▶ **What is expected**
Report how many lines below contain the word "code", and give only that number.

▶ **Given entries**
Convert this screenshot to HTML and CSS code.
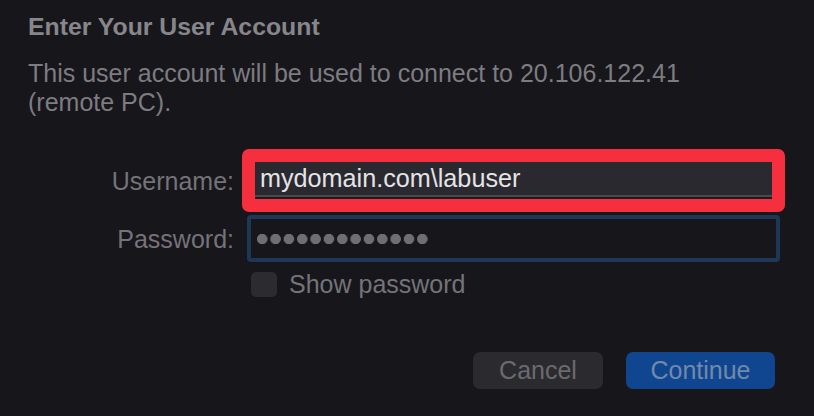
FILE: index.html
```html
<!DOCTYPE html>
<html lang="en">
<head>
<meta charset="utf-8">
<title>Enter Your User Account</title>
<link rel="stylesheet" href="styles.css">
</head>
<body>
<main class="dialog">
  <h1 class="title">Enter Your User Account</h1>
  <p class="desc">This user account will be used to connect to 20.106.122.41 (remote PC).</p>
  <form class="form">
    <label class="label">Username:</label>
    <div class="field field-user"><div class="user-inner"><span class="value">mydomain.com\labuser</span></div></div>
    <label class="label">Password:</label>
    <div class="field field-pass"><div class="dots" aria-label="password hidden"></div></div>
    <div class="spacer"></div>
    <label class="check"><span class="box"></span><span class="check-text">Show password</span></label>
  </form>
  <div class="actions">
    <button class="btn cancel" type="button">Cancel</button>
    <button class="btn primary" type="button">Continue</button>
  </div>
</main>
</body>
</html>
```
FILE: styles.css
```css
* { box-sizing: border-box; }
html, body { margin: 0; height: 100%; }
body {
  background: #17161b;
  font-family: "Liberation Sans", Arial, sans-serif;
  overflow: hidden;
}
.dialog {
  padding: 13px 39px 0 28px;
}
.title {
  margin: 0;
  font-size: 24.8px;
  line-height: 28px;
  font-weight: bold;
  color: #87868b;
}
.desc {
  margin: 18px 0 0;
  width: 690px;
  font-size: 25px;
  line-height: 29px;
  color: #7d7c81;
}
.form {
  margin-top: 32px;
  display: grid;
  grid-template-columns: 206px 533px;
  column-gap: 13px;
  row-gap: 3px;
}
.label {
  font-size: 25px;
  line-height: 30px;
  color: #747378;
  text-align: right;
  align-self: center;
}
.field-user {
  margin: 0 -5px;
  height: 63px;
  border: 13px solid #f52f3e;
  border-radius: 7px;
  background: #17161b;
}
.user-inner {
  height: 100%;
  padding-left: 5px;
  background: linear-gradient(to bottom, #2a2930 0 33px, #4a494f 33px 35px, #1c1b20 35px 37px);
  display: flex;
  align-items: center;
}
.value {
  font-size: 25.2px;
  line-height: 30px;
  color: #e4e4e6;
  margin-top: -6px;
}
.field-pass {
  height: 47px;
  border: 4px solid #1d3856;
  border-radius: 4px;
  background: #17161b;
  display: flex;
  align-items: center;
  padding-left: 6px;
}
.dots {
  width: 171px;
  height: 12px;
  background: radial-gradient(circle at 5.2px 6px, #6f6e73 4.9px, transparent 5.5px) 0 0 / 13.35px 12px repeat-x;
}
.check {
  grid-column: 2;
  margin-top: 7px;
  margin-left: 4px;
  display: flex;
  align-items: center;
  height: 25px;
}
.box {
  width: 26px;
  height: 25px;
  border-radius: 5px;
  background: #2c2b30;
  flex: none;
}
.check-text {
  margin-left: 12px;
  font-size: 25px;
  line-height: 25px;
  color: #747378;
}
.actions {
  margin-top: 55px;
  display: flex;
  justify-content: flex-end;
  gap: 23px;
}
.btn {
  height: 37px;
  border: 0;
  border-radius: 7px;
  font-family: "Liberation Sans", Arial, sans-serif;
  font-size: 25px;
  line-height: 37px;
  padding: 0;
}
.cancel {
  width: 130px;
  background: #2b2a2f;
  color: #6b6a6f;
}
.primary {
  width: 149px;
  background: #10468f;
  color: #7189ab;
}
```
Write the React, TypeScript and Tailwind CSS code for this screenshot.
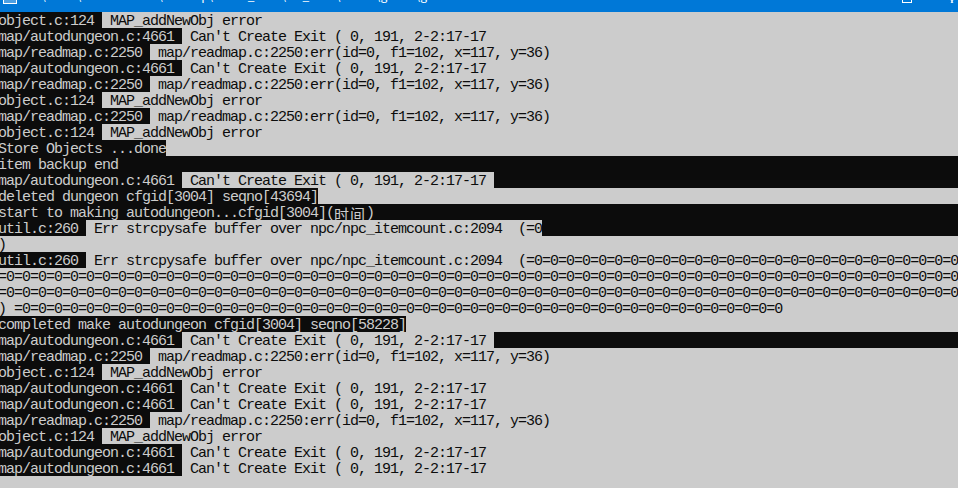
import React from 'react';

// [text, inverted, cjk]
type Seg = [string, boolean, boolean?];
type Line = { segs: Seg[]; fill?: boolean };

const exitMsg = "Can't Create Exit ( 0, 191, 2-2:17-17";
const errMsg = 'map/readmap.c:2250:err(id=0, f1=102, x=117, y=36)';
const strcpyMsg = 'Err strcpysafe buffer over npc/npc_itemcount.c:2094  (';

const tagged = (file: string, msg: string, fill = false): Line => ({
  segs: [
    [file + ' ', true],
    [' ' + msg + (fill ? ' ' : ''), false],
  ],
  fill,
});

const obj = () => tagged('object.c:124', 'MAP_addNewObj error');
const dun = (fill = false) => tagged('map/autodungeon.c:4661', exitMsg, fill);
const rd = () => tagged('map/readmap.c:2250', errMsg);

const lines: Line[] = [
  obj(),
  dun(),
  rd(),
  dun(),
  rd(),
  obj(),
  rd(),
  obj(),
  { segs: [['Store Objects ...done', true]] },
  { segs: [['item backup end', true]], fill: true },
  dun(true),
  { segs: [['deleted dungeon cfgid[3004] seqno[43694]', true]] },
  {
    segs: [
      ['start to making autodungeon...cfgid[3004](', true],
      ['时间', true, true],
      [')', true],
    ],
    fill: true,
  },
  { segs: [['util.c:260 ', true], [' ' + strcpyMsg + '=0', false]], fill: true },
  { segs: [[')', false]] },
  { segs: [['util.c:260 ', true], [' ' + strcpyMsg + '=0'.repeat(27), false]] },
  { segs: [['=0'.repeat(60), false]] },
  { segs: [['=0'.repeat(60), false]] },
  { segs: [[') ' + '=0'.repeat(48), false]] },
  { segs: [['completed make autodungeon cfgid[3004] seqno[58228]', true]] },
  dun(true),
  rd(),
  obj(),
  dun(),
  dun(),
  rd(),
  obj(),
  dun(),
  dun(),
];

function ConsoleLine({ segs, fill }: Line) {
  return (
    <div className={`flex h-4 whitespace-pre ${fill ? 'bg-[#0c0c0c]' : ''}`}>
      {segs.map(([text, inv, cjk], i) => (
        <span
          key={i}
          className={`h-4 pt-[2px] leading-4 ${inv ? 'bg-[#0c0c0c] text-[#cccccc]' : 'bg-[#cccccc] text-[#0c0c0c]'} ${
            cjk ? "font-['Noto_Sans_CJK_SC',sans-serif] tracking-[1px]" : ''
          }`}
        >
          {text}
        </span>
      ))}
    </div>
  );
}

function TitleBar() {
  return (
    <div className="h-3 shrink-0 bg-[#0078d7] overflow-hidden flex items-start relative">
      <div className="ml-[3px] w-[14px] h-[4px] border-x border-b border-white bg-white/30" />
      <div className="ml-[13px] -mt-[11px] text-white text-[12px] leading-[12px] font-['Noto_Sans_CJK_SC',sans-serif] whitespace-pre">
        C:\Users\Administrator\Desktop\server_2016\svr_0322\server\gmsvr\gmsvr.exe
      </div>
      <div className="absolute right-[46px] top-0 w-[10px] h-[3px] border-x border-b border-white" />
      <svg className="absolute right-0 top-0" width="12" height="4" viewBox="0 0 12 4">
        <path d="M1 -6 L7 3 M11 -6 L5 3" stroke="white" strokeWidth="1" />
      </svg>
    </div>
  );
}

export default function App() {
  return (
    <div className="w-[958px] h-[488px] overflow-hidden bg-[#cccccc] flex flex-col">
      <TitleBar />
      <div className="-ml-[2px] w-[960px] font-['Liberation_Mono',monospace] text-[15px] tracking-[-1px]">
        {lines.map((l, i) => (
          <ConsoleLine key={i} {...l} />
        ))}
      </div>
    </div>
  );
}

▶ **Written solution**
2